Dr. Singhvi, however, submitted that the notice to take over the undertaking
was given on November 30, 1962 and the undertaking was taken over on June 28,
1964. He submitted that on the date of takeover the rights of the 1st
Respondent had crystallised. He submitted that the 1st Respondent, therefore,
became entitled to receive the market value of the property. He submitted that
as the amount payable had already got crystallised, a subsequent acquisition
could only be acquisition of money. He submitted that on June 28, 1964 the
vesting took place. He submitted that thereafter nothing more than payment of
money was to be done. He submitted that by a retrospective amendment, made in
1975, money could not be compulsory acquired.

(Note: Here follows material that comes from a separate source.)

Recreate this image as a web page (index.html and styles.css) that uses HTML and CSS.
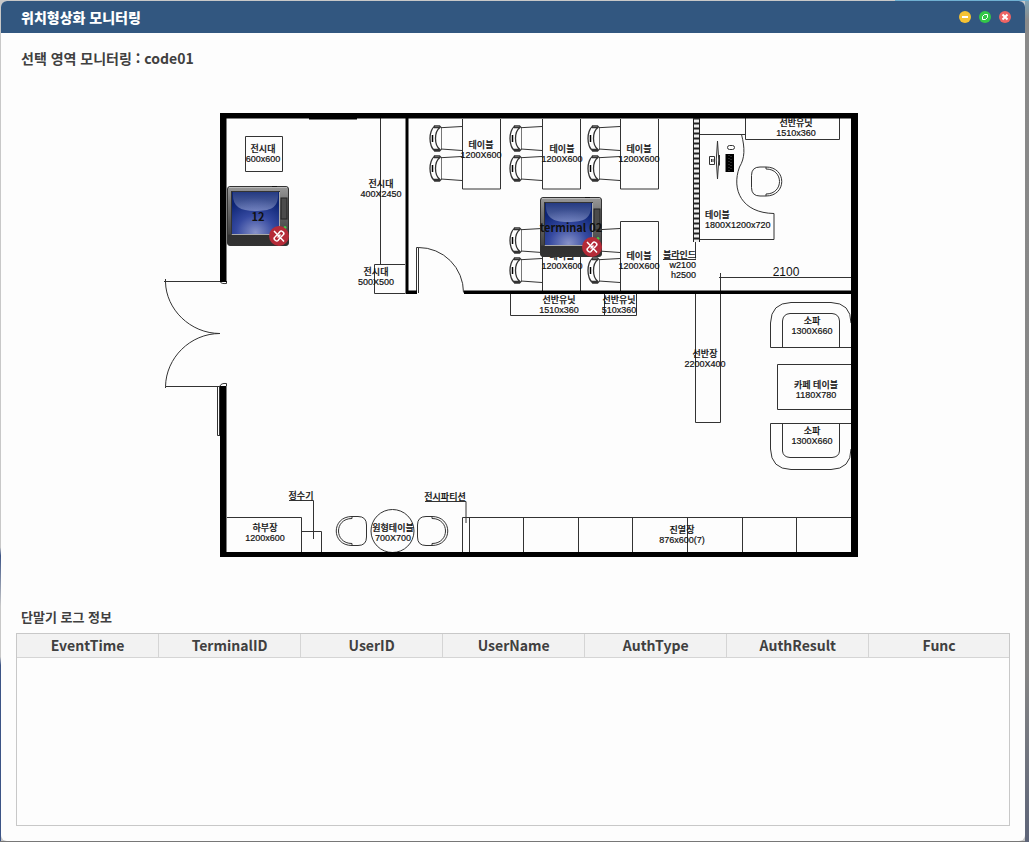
FILE: index.html
```html
<!DOCTYPE html>
<html lang="ko">
<head>
<meta charset="utf-8">
<title>위치형상화 모니터링</title>
<link rel="stylesheet" href="styles.css">
</head>
<body>
<main class="window">
  <header class="titlebar">
    <h1 class="titlebar-text">위치형상화 모니터링</h1>
    <div class="controls">
      <button class="control minimize" type="button" aria-label="최소화"><svg viewBox="0 0 12 12"><path d="M3 6H9" stroke-width="2"/></svg></button>
      <button class="control maximize" type="button" aria-label="최대화"><svg viewBox="0 0 12 12"><path d="M5.500 3.500H8.500V6.500M6.500 8.500H3.500V5.500M3.500 5.500L5.500 3.500M8.500 6.500L6.500 8.500" stroke-width="1"/></svg></button>
      <button class="control close" type="button" aria-label="닫기"><svg viewBox="0 0 12 12"><path d="M3.500 3.500L8.500 8.500M8.500 3.500L3.500 8.500" stroke-width="2"/></svg></button>
    </div>
  </header>

  <h2 class="area-title">선택 영역 모니터링 : code01</h2>

  <section class="map" aria-label="평면도">
    <svg class="plan" viewBox="161 100 704 464">
      <defs>
        <g id="chair">
          <path d="M6 1.500C2.500 2.500 1 9 1 13.500S2.500 24.500 6 25.500M11 2.500C7.500 5 6.500 9 6.500 13.500S7.500 22 11 24.500M5 .8H10.500L12 2.500M5 26H10.500L12 24.500M5 .8L5.500 2.500H11M5 26L5.500 24.500H11" stroke-width="1.300"/>
          <path d="M3.500 10V17" stroke="#000" stroke-width="1.500"/>
          <path d="M12.500 2V25" stroke="#777"/>
          <path d="M12 2.700L33 1.500M12 24L33 25.500" />
        </g>
        <g id="armchair">
          <path d="M15 .5H9Q.5 .5 .5 9V21Q.5 29.500 9 29.500H15M15 .5C36 .5 36 29.500 15 29.500"/>
          <path d="M15 .5V2.500C33 2.500 33 27.500 15 27.500V29.500"/>
        </g>
        <pattern id="ladder" x="693" y="118" width="7" height="5" patternUnits="userSpaceOnUse">
          <rect width="7" height="5" fill="#222"/><rect x="1" y="1.500" width="5" height="3" fill="#eee"/>
        </pattern>
      </defs>

      <g class="line">
        <path d="M245.500 136.500H282.500V171.500H245.500ZM380.500 118V264M405 264.500H374.500V293.500H405"/>
        <path d="M416.500 247.500H418.500V293M416.500 247.500V293M418.500 247.500A45 45 0 0 1 463.500 292.500"/>
        <path d="M164 281.500H226M165.500 279V282C166 309 190 333.500 220 333.500C190 333.500 166 358 165.500 386.500V388M165.500 386.500H226M220 281.500Q221 284 226.500 283.500V281M220 386Q221 383 226.500 383.500V386M217.500 387V435.500H220M219.500 387V435"/>
        <path d="M462.500 119V189H500.500V119M542.500 119V189H580.500V119M620.500 119V189H658.500V119M542.500 292V221.500H580.500V292M620.500 292V221.500H658.500V292"/>
        <use href="#chair" x="429" y="125"/><use href="#chair" x="429" y="155"/>
        <use href="#chair" x="509" y="125"/><use href="#chair" x="509" y="155"/>
        <use href="#chair" x="587" y="125"/><use href="#chair" x="587" y="155"/>
        <use href="#chair" x="509" y="227"/><use href="#chair" x="509" y="257"/>
        <use href="#chair" x="587" y="227"/><use href="#chair" x="587" y="257"/>
        <path d="M510.500 294V315.500H636.500V294M604.500 294V315M745.500 118V139.500H839.500V118"/>
        <path d="M700 134.500H741.500C745 148 745 158 739.500 167C731 190 742 213 774 213.500V239.500H700M700 134.500H745"/>
        <path d="M695.500 241V258.500M663 259.500H696"/>
        <path d="M717.500 141Q715 160 717.500 179Q720 160 717.500 141ZM709.500 156.500H714.500V164.500H709.500ZM711.500 159V162M713 159V162M719.500 155V165.500"/>
        <rect x="727.500" y="145.500" width="7" height="4" rx="2"/>
        <path d="M720.500 273V422.500H695.500V294M719 277.500H851"/>
        <use href="#armchair" x="751" y="166.500"/>
        <use href="#armchair" x="417" y="516"/>
        <use href="#armchair" transform="translate(367 516) scale(-1 1)"/>
        <path d="M851 347.500H770.500V323Q771 303 791 302.500H831Q851 303 851 323M782.500 347V321Q783 314 790 313.500H832Q839 314 839.500 321V347"/>
        <path d="M851 364.500H777.500V409.500H851"/>
        <path d="M851 423.500H770.500V449Q771 469 791 469.500H831Q851 469 851 449M782.500 424V451Q783 457 790 457.500H832Q839 457 839.500 451V424"/>
        <path d="M227 517.500H301.500V552M301 531.500H321.500V552M313.500 539V500.500H289M425 501.500H466V523"/>
        <circle cx="392.500" cy="531" r="21.500"/>
        <path d="M851 517.500H462.500V552M469.500 517V552M523.500 517V552M578.500 517V552M632.500 517V552M687.500 517V552M742.500 517V552M796.500 517V552"/>
      </g>

      <path class="wall" d="M220 113H858V557H220V386H226.500V552H851V294H464V290.500H851V118.500H408.500V290.500H417V294H405.500V118.500H226.500V282H220Z"/>
      <path class="wall" d="M309 118H357V119.500H309ZM725.500 154H734V172H725.500Z"/>
      <path d="M729 155V171M731 156V170" stroke="#555" stroke-dasharray="1 2"/>
      <rect x="693" y="118" width="7" height="124" fill="url(#ladder)"/>

      <g class="caption">
        <text x="263" y="152">전시대</text><text x="263" y="162">600x600</text>
        <text x="381" y="187">전시대</text><text x="381" y="197">400X2450</text>
        <text x="376" y="275">전시대</text><text x="376" y="285">500X500</text>
        <text x="481" y="148">테이블</text><text x="481" y="158">1200X600</text>
        <text x="562" y="152">테이블</text><text x="562" y="162">1200X600</text>
        <text x="639" y="152">테이블</text><text x="639" y="162">1200X600</text>
        <text x="562" y="259">테이블</text><text x="562" y="269">1200X600</text>
        <text x="639" y="259">테이블</text><text x="639" y="269">1200X600</text>
        <text x="559" y="303">선반유닛</text><text x="559" y="313">1510x360</text>
        <text x="619" y="303">선반유닛</text><text x="619" y="313">510x360</text>
        <text x="796" y="126">선반유닛</text><text x="796" y="136">1510x360</text>
        <text class="start" x="705" y="218">테이블</text><text class="start" x="705" y="228">1800X1200x720</text>
        <text class="end" x="696" y="258">블라인드</text><text class="end" x="696" y="268">w2100</text><text class="end" x="696" y="278">h2500</text>
        <text class="dimension" x="786" y="276">2100</text>
        <text x="705" y="357">선반장</text><text x="705" y="367">2200X400</text>
        <text x="812" y="324">소파</text><text x="812" y="334">1300X660</text>
        <text x="816" y="388">카페 테이블</text><text x="816" y="398">1180X780</text>
        <text x="812" y="434">소파</text><text x="812" y="444">1300X660</text>
        <text x="301" y="499">정수기</text><text x="445" y="500">전시파티션</text>
        <text x="265" y="531">하부장</text><text x="265" y="541">1200x600</text>
        <text x="393" y="531">원형테이블</text><text x="393" y="541">700X700</text>
        <text x="682" y="533">진열장</text><text x="682" y="543">876x600(7)</text>
      </g>
    </svg>

    <button class="terminal terminal-a" type="button">
      <svg class="device" viewBox="0 0 62 60">
        <defs>
          <linearGradient id="case" x2="0" y2="1"><stop stop-color="#999"/><stop offset=".25" stop-color="#777"/><stop offset=".8" stop-color="#444"/><stop offset=".83" stop-color="#303030"/><stop offset="1" stop-color="#333"/></linearGradient>
          <radialGradient id="screen" cy=".95" r=".8"><stop stop-color="#8792c8"/><stop offset=".5" stop-color="#3549a0"/><stop offset="1" stop-color="#0c2474"/></radialGradient>
          <linearGradient id="gloss" x2="0" y2="1"><stop stop-color="#fff" stop-opacity=".1"/><stop offset="1" stop-color="#dfe8ff" stop-opacity=".38"/></linearGradient>
        </defs>
        <rect x=".5" y=".5" width="61" height="59" rx="2.500" fill="url(#case)" stroke="#333"/>
        <path d="M45 .5H50" stroke="#111" stroke-width="1.500"/>
        <path d="M2 1.500H60" stroke="#bbb"/>
        <rect x="4.500" y="5.500" width="48" height="43" fill="url(#screen)" stroke="#333"/>
        <path d="M5 48V48.500H52.500V6" fill="none" stroke="#aaa"/>
        <path d="M6 6H51C52 22 44 25 28 25S5 20 6 6Z" fill="url(#gloss)"/>
        <rect x="54" y="12" width="6" height="21" fill="#4b4b4b" stroke="#222"/>
        <circle cx="58" cy="41.500" r="1.500" fill="#48c848"/>
      </svg>
      <span class="terminal-name">12</span>
      <svg class="badge" viewBox="0 0 20 20"><circle cx="10" cy="10" r="10"/><path d="M9 8L11 5.500Q12 4.500 13.500 5.500L14.500 6.500Q15.500 8 14 9L12 11M11 12L9 14.500Q8 15.500 6.500 14.500L5.500 13.500Q4.500 12 6 11L8 9M8.500 11.500L11.500 8.500M5 5L15 15.500"/></svg>
    </button>
    <button class="terminal terminal-b" type="button">
      <svg class="device" viewBox="0 0 62 60">
        <rect x=".5" y=".5" width="61" height="59" rx="2.500" fill="url(#case)" stroke="#333"/>
        <path d="M45 .5H50" stroke="#111" stroke-width="1.500"/>
        <path d="M2 1.500H60" stroke="#bbb"/>
        <rect x="4.500" y="5.500" width="48" height="43" fill="url(#screen)" stroke="#333"/>
        <path d="M5 48V48.500H52.500V6" fill="none" stroke="#aaa"/>
        <path d="M6 6H51C52 22 44 25 28 25S5 20 6 6Z" fill="url(#gloss)"/>
        <rect x="54" y="12" width="6" height="21" fill="#4b4b4b" stroke="#222"/>
        <circle cx="58" cy="41.500" r="1.500" fill="#48c848"/>
      </svg>
      <span class="terminal-name">terminal 02</span>
      <svg class="badge" viewBox="0 0 20 20"><circle cx="10" cy="10" r="10"/><path d="M9 8L11 5.500Q12 4.500 13.500 5.500L14.500 6.500Q15.500 8 14 9L12 11M11 12L9 14.500Q8 15.500 6.500 14.500L5.500 13.500Q4.500 12 6 11L8 9M8.500 11.500L11.500 8.500M5 5L15 15.500"/></svg>
    </button>
  </section>

  <h2 class="log-title" id="log-title">단말기 로그 정보</h2>
  <div class="log">
    <table class="log-table" aria-labelledby="log-title">
      <thead>
        <tr><th>EventTime</th><th>TerminalID</th><th>UserID</th><th>UserName</th><th>AuthType</th><th>AuthResult</th><th>Func</th></tr>
      </thead>
      <tbody></tbody>
    </table>
  </div>
</main>
</body>
</html>
```

FILE: styles.css
```css
* {
  box-sizing: border-box;
}

body {
  margin: 0;
  min-height: 100vh;
  display: flex;
  padding: 1px 4px 1px 1px;
  font-family: "Noto Sans CJK KR", sans-serif;
  color: #404040;
  background:
    linear-gradient(90deg, transparent 87%, #6fb0d2 87%) top / 100% 1px no-repeat,
    linear-gradient(#7fa5b8 0, #8a8a8a 20px, #858585 80%, #5d6478 100%) right / 4px 100% no-repeat,
    linear-gradient(#777, #777) bottom / 100% 1px no-repeat,
    linear-gradient(#c8c8c8 65%, #c8c8c8 65%, #3c5486 66%, #c8c8c8 72%, #c8c8c8 78%, #3c5486 79%) left / 1px 100% no-repeat,
    #c8c8c8;
}

.window {
  flex: 1;
  min-width: 0;
  display: flex;
  flex-direction: column;
  background: #fdfdfd;
  border-radius: 6px;
  overflow: hidden;
}

.titlebar {
  display: flex;
  align-items: center;
  justify-content: space-between;
  height: 32px;
  padding: 0 14px 0 20px;
  background: #325780;
}

.titlebar-text {
  margin: 0;
  font-size: 14px;
  line-height: 20px;
  font-weight: 900;
  color: #fff;
}

.controls {
  display: flex;
  gap: 8px;
}

.control {
  width: 12px;
  height: 12px;
  padding: 0;
  border: 0;
  border-radius: 50%;
}

.control svg {
  display: block;
  fill: none;
  stroke: #fff;
}

.minimize {
  background: #f6c233;
}

.maximize {
  background: #33c748;
}

.close {
  background: #ee6464;
}

.area-title {
  margin: 15px 20px 31px;
  font-size: 14px;
  line-height: 21px;
  font-weight: 700;
}

.map {
  position: relative;
  width: 704px;
  max-width: 100%;
  margin: 0 auto;
}

.plan {
  display: block;
  width: 100%;
}

.line {
  fill: none;
  stroke: #333;
}

.wall {
  fill: #000;
}

.caption {
  font: 9px "Liberation Sans", "Noto Sans CJK KR", sans-serif;
  font-weight: 500;
  text-anchor: middle;
  fill: #111;
  stroke: #111;
  stroke-width: 0.2;
}

.caption .start {
  text-anchor: start;
}

.caption .end {
  text-anchor: end;
}

.caption .dimension {
  font-size: 12px;
  stroke: none;
}

.terminal {
  position: absolute;
  display: grid;
  grid-template: 100% / 100%;
  place-items: center;
  width: 62px;
  height: 60px;
  padding: 0;
  border: 0;
  background: none;
  font: 700 11px/18px "Noto Sans CJK KR", sans-serif;
  color: #111;
  white-space: nowrap;
}

.terminal-a {
  left: 66px;
  top: 86px;
}

.terminal-b {
  left: 379px;
  top: 97px;
}

.device,
.terminal-name {
  grid-area: 1 / 1;
}

.device {
  width: 100%;
}

.terminal-name {
  z-index: 1;
}

.badge {
  position: absolute;
  right: 0;
  bottom: 0;
  width: 20px;
  height: 20px;
  z-index: 2;
  fill: none;
  stroke: #fff;
  stroke-width: 1.5;
}

.badge circle {
  fill: #b52b38;
  stroke: none;
}

.log-title {
  margin: 43px 20px 6px;
  font-size: 13px;
  line-height: 20px;
  font-weight: 700;
}

.log {
  flex: 1;
  min-height: 100px;
  margin: 0 15px;
  margin-bottom: 15px;
  border: 1px solid #c8c8c8;
}

.log-table {
  width: 100%;
  table-layout: fixed;
  border-collapse: separate;
  border-spacing: 0;
}

.log-table th {
  width: 14.32%;
  height: 24px;
  padding: 0 0 2px;
  border-right: 1px solid #d5d5d5;
  border-bottom: 1px solid #d5d5d5;
  background: #f2f2f2;
  font-size: 14px;
  line-height: 20px;
  font-weight: 700;
}

.log-table th:last-child {
  width: auto;
  border-right: 0;
}
```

He submitted that there could be
no public purpose in acquisition of money and that such acquisition would
amount to a forced loan. He submitted that the restrictions laid down by the
retrospective amendment were not reasonable. He submitted that no reasons for
such restrictions were given or could exist. He submitted that by the amendment
the crystallised right to money was being taken away.
21. In
support of his submission Dr. Singhvi relied upon the case of Madan Mohan Pathak
v. Union of India, reported in (1978) 2 SCC 50. In that case there was a
settlement between the management and the labour under which an annual cash
bonus was to be paid to Class III and Class IV employees. By the Life Insurance
Corporation (Modification of Settlement) Act, 1976 Class III and Class IV
employees were sought to be deprived of the annual cash bonus that they ere
entitled to receive under the settlement. This Court held that the term
'Property' under Articles 19(1)(f), 31(1) and 31(2) had to be given the widest
interpretation and refers to property of every kind, tangible or intangible,
debts and chose-in-action. It was held that the chose-in-action could be compulsory
acquired under Article 31(2). It was held that the right to receive the annual
cash settlement was a right to property within the meaning of Article 31(2). It
was held that extinguishments of the debt of a creditor with the corresponding
benefit to the State or State owned/controlled Corporation would be transfer of
ownership to the State and would amount to compulsory acquisition under Article
31(2).
It was
held that acquisition of money, debt and/or chose in action must be made to
serve a public purpose. It was held that the impugned Act was a pure and simple
case of deprivation of the rights of the Class II and Class IV employees
without any apparent nexus with any public interest. It was held that an
acquisition of a chose-in-action could not be for the purpose of augmenting the
revenues of the State or reducing State expenditure as that would not be a
public purpose and would be violative of the constitutional guarantee embodied
in Article 31(2). It was held that an acquisition of this nature amounted to a
forced loan. Dr. Singhvi also relied upon the case of State of Bihar v. Maharajadhiraja
Sir Kameshwar Singh of Darbhanga reported in (1952) S.C.R. 889.
22. We
are unable to accept the submission. As has been held in Tinsukhia's case, Thana
Electric Supply Company's
case and Vellore Electric Corporation's case what has been
acquired is not a chose-in-action or a debt. What been acquired is the
undertaking which dealt with material resource of the country. There was no crystallisation
of any amount. The only right was a right to receive compensation which was to
be worked out on certain principles. All that the amending Act has done is to
change the method or principle on the basis of which the compensation was to be
worked out. It has been held that the legislation is not a piece of colourable
legislation.
It has
also been held, in the above mentioned cases, that the provisions for
quantification of the amount payable to the undertaking form an integral and inseperable
part of the nationalisation and do not admit of being considered as distinct
provisions independent of each other. It has been held that the economic costs
of nationalization was not justiciable.
In our
view this case is fully covered by the judgments in Tinsukhia's case, Thana
Electric Supply Company's case and Vellore Electric Corporation's case.
23. In
this view of the matter, the Appeal is allowed. The Judgment of the Division
Bench dated September 17, 1987 as well as the Judgment of the learned single
Judge dated July 19, 1982 are set aside. The Writ Petition filed by the 1st
Respondent stands dismissed. There shall be no order as to costs.